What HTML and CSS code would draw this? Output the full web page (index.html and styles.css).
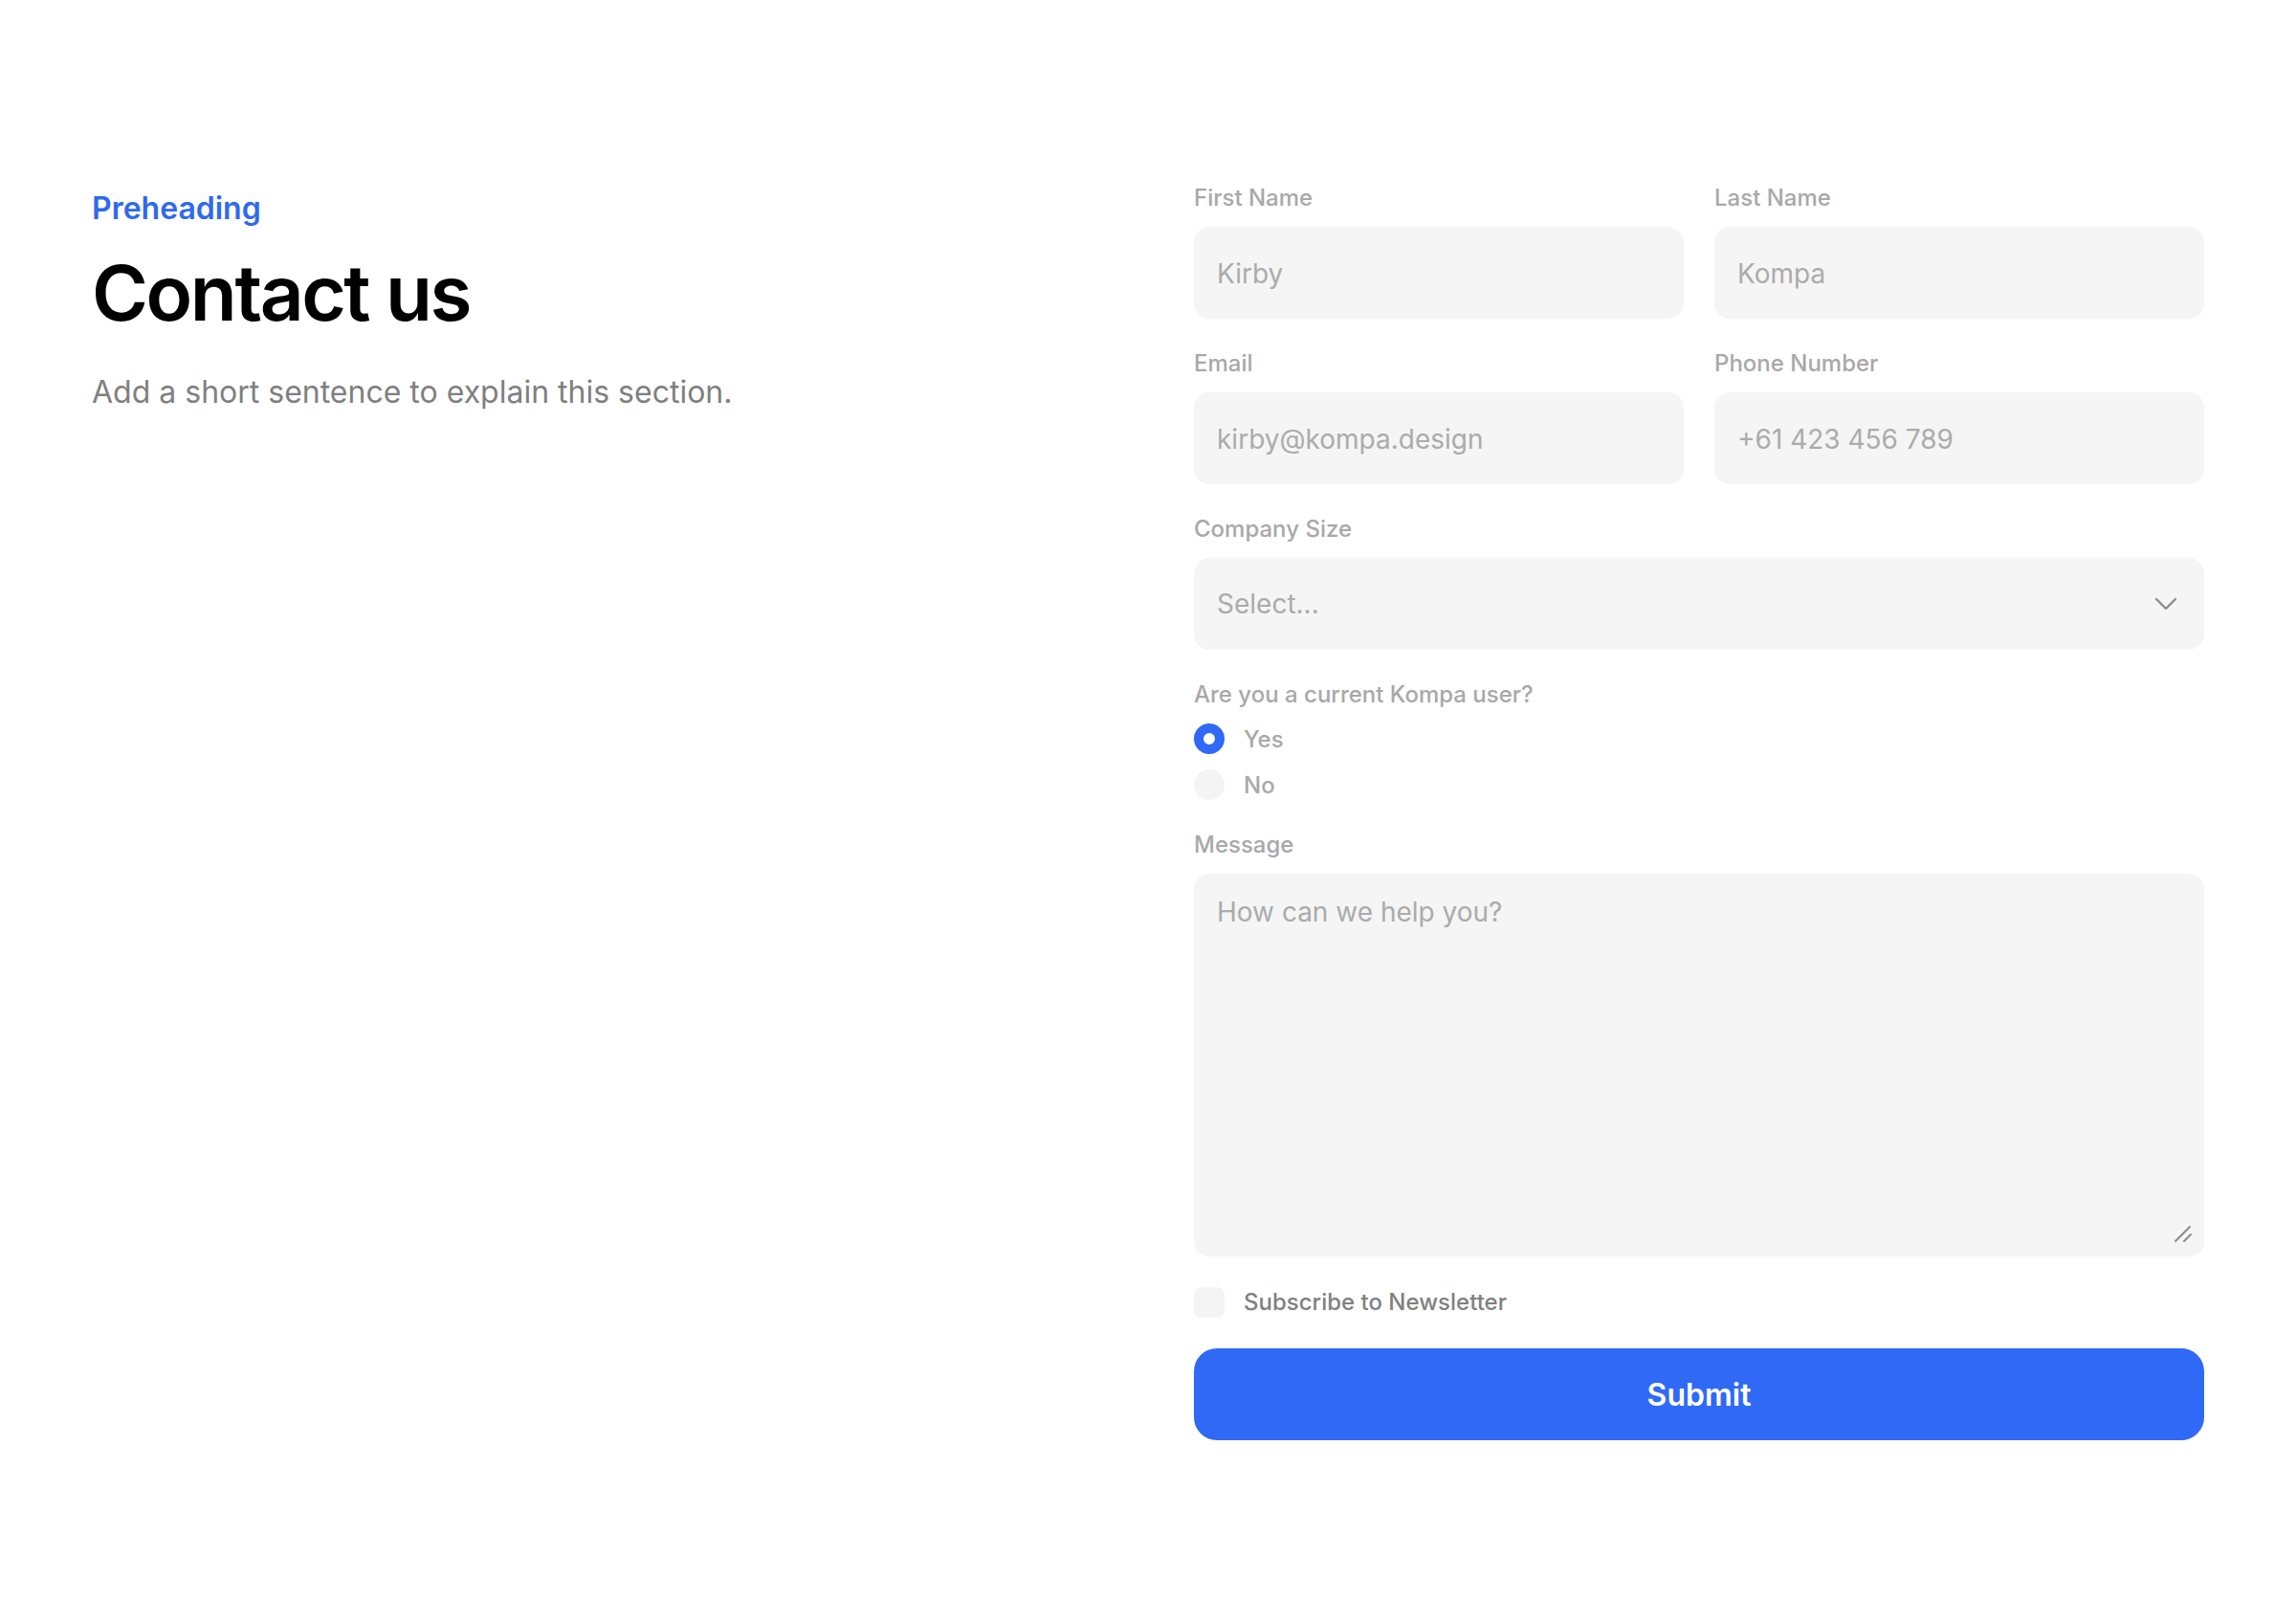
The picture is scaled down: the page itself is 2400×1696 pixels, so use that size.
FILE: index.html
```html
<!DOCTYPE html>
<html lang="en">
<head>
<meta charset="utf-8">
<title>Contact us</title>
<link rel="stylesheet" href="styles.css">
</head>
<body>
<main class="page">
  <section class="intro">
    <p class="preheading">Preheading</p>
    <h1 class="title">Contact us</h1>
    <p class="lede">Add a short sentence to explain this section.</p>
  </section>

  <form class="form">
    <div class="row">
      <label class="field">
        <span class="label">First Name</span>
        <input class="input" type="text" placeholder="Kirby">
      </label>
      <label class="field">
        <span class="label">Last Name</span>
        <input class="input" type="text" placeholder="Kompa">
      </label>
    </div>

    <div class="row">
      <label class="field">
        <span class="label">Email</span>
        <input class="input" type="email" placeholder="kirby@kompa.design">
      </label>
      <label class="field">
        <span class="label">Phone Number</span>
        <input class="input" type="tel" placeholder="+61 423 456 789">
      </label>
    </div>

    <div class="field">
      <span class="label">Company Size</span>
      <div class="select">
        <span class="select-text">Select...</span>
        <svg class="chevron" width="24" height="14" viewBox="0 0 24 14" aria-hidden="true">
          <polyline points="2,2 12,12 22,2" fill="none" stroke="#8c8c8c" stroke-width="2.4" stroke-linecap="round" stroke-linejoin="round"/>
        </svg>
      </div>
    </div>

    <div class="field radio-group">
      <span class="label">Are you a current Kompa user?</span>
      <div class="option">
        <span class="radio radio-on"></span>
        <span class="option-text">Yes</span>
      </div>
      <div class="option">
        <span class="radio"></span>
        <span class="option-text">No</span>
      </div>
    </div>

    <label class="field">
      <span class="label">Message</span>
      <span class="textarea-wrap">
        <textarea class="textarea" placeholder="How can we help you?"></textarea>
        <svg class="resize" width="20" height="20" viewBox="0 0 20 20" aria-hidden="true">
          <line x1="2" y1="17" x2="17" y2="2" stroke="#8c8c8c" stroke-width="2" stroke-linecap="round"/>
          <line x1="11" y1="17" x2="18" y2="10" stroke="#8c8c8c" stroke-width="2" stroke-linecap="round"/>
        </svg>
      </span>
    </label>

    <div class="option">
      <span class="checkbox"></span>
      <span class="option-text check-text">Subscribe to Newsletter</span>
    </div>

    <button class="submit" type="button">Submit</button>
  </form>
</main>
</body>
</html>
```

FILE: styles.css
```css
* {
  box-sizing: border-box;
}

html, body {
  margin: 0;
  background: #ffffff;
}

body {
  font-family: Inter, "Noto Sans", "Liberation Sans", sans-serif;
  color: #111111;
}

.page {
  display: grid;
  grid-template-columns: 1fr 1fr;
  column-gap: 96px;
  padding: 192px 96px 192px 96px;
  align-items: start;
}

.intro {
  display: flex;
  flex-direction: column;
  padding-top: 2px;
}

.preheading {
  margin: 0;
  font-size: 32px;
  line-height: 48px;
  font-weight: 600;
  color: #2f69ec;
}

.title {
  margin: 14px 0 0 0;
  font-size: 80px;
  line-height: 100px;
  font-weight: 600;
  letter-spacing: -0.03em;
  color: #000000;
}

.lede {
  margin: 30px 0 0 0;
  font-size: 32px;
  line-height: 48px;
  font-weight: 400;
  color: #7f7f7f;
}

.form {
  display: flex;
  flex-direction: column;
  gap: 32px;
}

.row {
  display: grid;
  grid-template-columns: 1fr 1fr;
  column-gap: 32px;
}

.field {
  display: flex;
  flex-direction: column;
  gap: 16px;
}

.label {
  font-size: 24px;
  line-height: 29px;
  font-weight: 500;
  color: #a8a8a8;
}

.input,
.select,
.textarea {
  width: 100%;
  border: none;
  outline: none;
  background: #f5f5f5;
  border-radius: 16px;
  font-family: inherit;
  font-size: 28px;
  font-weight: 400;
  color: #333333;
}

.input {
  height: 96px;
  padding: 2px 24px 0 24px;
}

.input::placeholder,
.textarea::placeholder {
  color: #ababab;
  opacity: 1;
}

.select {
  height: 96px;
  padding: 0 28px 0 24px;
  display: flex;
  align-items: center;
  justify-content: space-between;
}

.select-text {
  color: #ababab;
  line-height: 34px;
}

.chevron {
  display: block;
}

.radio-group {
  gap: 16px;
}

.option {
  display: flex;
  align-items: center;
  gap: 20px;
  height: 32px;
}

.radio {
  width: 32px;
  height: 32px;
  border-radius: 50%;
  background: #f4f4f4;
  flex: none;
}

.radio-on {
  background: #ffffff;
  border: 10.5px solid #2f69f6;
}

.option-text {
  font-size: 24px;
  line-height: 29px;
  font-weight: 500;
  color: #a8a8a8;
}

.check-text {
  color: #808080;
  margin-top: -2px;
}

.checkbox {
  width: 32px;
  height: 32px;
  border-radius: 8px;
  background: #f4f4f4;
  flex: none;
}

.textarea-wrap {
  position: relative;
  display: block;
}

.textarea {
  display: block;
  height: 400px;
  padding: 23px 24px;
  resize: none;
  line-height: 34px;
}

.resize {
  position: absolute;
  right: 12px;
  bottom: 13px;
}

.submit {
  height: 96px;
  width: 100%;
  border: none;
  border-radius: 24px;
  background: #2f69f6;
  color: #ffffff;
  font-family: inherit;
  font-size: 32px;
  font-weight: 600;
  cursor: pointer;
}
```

================================

Task goal ▸ Return each line from the material above exactly, but not the pictures.

Complete output ▸
What HTML and CSS code would draw this? Output the full web page (index.html and styles.css).
The picture is scaled down: the page itself is 2400×1696 pixels, so use that size.
FILE: index.html
```html
<!DOCTYPE html>
<html lang="en">
<head>
<meta charset="utf-8">
<title>Contact us</title>
<link rel="stylesheet" href="styles.css">
</head>
<body>
<main class="page">
  <section class="intro">
    <p class="preheading">Preheading</p>
    <h1 class="title">Contact us</h1>
    <p class="lede">Add a short sentence to explain this section.</p>
  </section>

  <form class="form">
    <div class="row">
      <label class="field">
        <span class="label">First Name</span>
        <input class="input" type="text" placeholder="Kirby">
      </label>
      <label class="field">
        <span class="label">Last Name</span>
        <input class="input" type="text" placeholder="Kompa">
      </label>
    </div>

    <div class="row">
      <label class="field">
        <span class="label">Email</span>
        <input class="input" type="email" placeholder="kirby@kompa.design">
      </label>
      <label class="field">
        <span class="label">Phone Number</span>
        <input class="input" type="tel" placeholder="+61 423 456 789">
      </label>
    </div>

    <div class="field">
      <span class="label">Company Size</span>
      <div class="select">
        <span class="select-text">Select...</span>
        <svg class="chevron" width="24" height="14" viewBox="0 0 24 14" aria-hidden="true">
          <polyline points="2,2 12,12 22,2" fill="none" stroke="#8c8c8c" stroke-width="2.4" stroke-linecap="round" stroke-linejoin="round"/>
        </svg>
      </div>
    </div>

    <div class="field radio-group">
      <span class="label">Are you a current Kompa user?</span>
      <div class="option">
        <span class="radio radio-on"></span>
        <span class="option-text">Yes</span>
      </div>
      <div class="option">
        <span class="radio"></span>
        <span class="option-text">No</span>
      </div>
    </div>

    <label class="field">
      <span class="label">Message</span>
      <span class="textarea-wrap">
        <textarea class="textarea" placeholder="How can we help you?"></textarea>
        <svg class="resize" width="20" height="20" viewBox="0 0 20 20" aria-hidden="true">
          <line x1="2" y1="17" x2="17" y2="2" stroke="#8c8c8c" stroke-width="2" stroke-linecap="round"/>
          <line x1="11" y1="17" x2="18" y2="10" stroke="#8c8c8c" stroke-width="2" stroke-linecap="round"/>
        </svg>
      </span>
    </label>

    <div class="option">
      <span class="checkbox"></span>
      <span class="option-text check-text">Subscribe to Newsletter</span>
    </div>

    <button class="submit" type="button">Submit</button>
  </form>
</main>
</body>
</html>
```

FILE: styles.css
```css
* {
  box-sizing: border-box;
}

html, body {
  margin: 0;
  background: #ffffff;
}

body {
  font-family: Inter, "Noto Sans", "Liberation Sans", sans-serif;
  color: #111111;
}

.page {
  display: grid;
  grid-template-columns: 1fr 1fr;
  column-gap: 96px;
  padding: 192px 96px 192px 96px;
  align-items: start;
}

.intro {
  display: flex;
  flex-direction: column;
  padding-top: 2px;
}

.preheading {
  margin: 0;
  font-size: 32px;
  line-height: 48px;
  font-weight: 600;
  color: #2f69ec;
}

.title {
  margin: 14px 0 0 0;
  font-size: 80px;
  line-height: 100px;
  font-weight: 600;
  letter-spacing: -0.03em;
  color: #000000;
}

.lede {
  margin: 30px 0 0 0;
  font-size: 32px;
  line-height: 48px;
  font-weight: 400;
  color: #7f7f7f;
}

.form {
  display: flex;
  flex-direction: column;
  gap: 32px;
}

.row {
  display: grid;
  grid-template-columns: 1fr 1fr;
  column-gap: 32px;
}

.field {
  display: flex;
  flex-direction: column;
  gap: 16px;
}

.label {
  font-size: 24px;
  line-height: 29px;
  font-weight: 500;
  color: #a8a8a8;
}

.input,
.select,
.textarea {
  width: 100%;
  border: none;
  outline: none;
  background: #f5f5f5;
  border-radius: 16px;
  font-family: inherit;
  font-size: 28px;
  font-weight: 400;
  color: #333333;
}

.input {
  height: 96px;
  padding: 2px 24px 0 24px;
}

.input::placeholder,
.textarea::placeholder {
  color: #ababab;
  opacity: 1;
}

.select {
  height: 96px;
  padding: 0 28px 0 24px;
  display: flex;
  align-items: center;
  justify-content: space-between;
}

.select-text {
  color: #ababab;
  line-height: 34px;
}

.chevron {
  display: block;
}

.radio-group {
  gap: 16px;
}

.option {
  display: flex;
  align-items: center;
  gap: 20px;
  height: 32px;
}

.radio {
  width: 32px;
  height: 32px;
  border-radius: 50%;
  background: #f4f4f4;
  flex: none;
}

.radio-on {
  background: #ffffff;
  border: 10.5px solid #2f69f6;
}

.option-text {
  font-size: 24px;
  line-height: 29px;
  font-weight: 500;
  color: #a8a8a8;
}

.check-text {
  color: #808080;
  margin-top: -2px;
}

.checkbox {
  width: 32px;
  height: 32px;
  border-radius: 8px;
  background: #f4f4f4;
  flex: none;
}

.textarea-wrap {
  position: relative;
  display: block;
}

.textarea {
  display: block;
  height: 400px;
  padding: 23px 24px;
  resize: none;
  line-height: 34px;
}

.resize {
  position: absolute;
  right: 12px;
  bottom: 13px;
}

.submit {
  height: 96px;
  width: 100%;
  border: none;
  border-radius: 24px;
  background: #2f69f6;
  color: #ffffff;
  font-family: inherit;
  font-size: 32px;
  font-weight: 600;
  cursor: pointer;
}
```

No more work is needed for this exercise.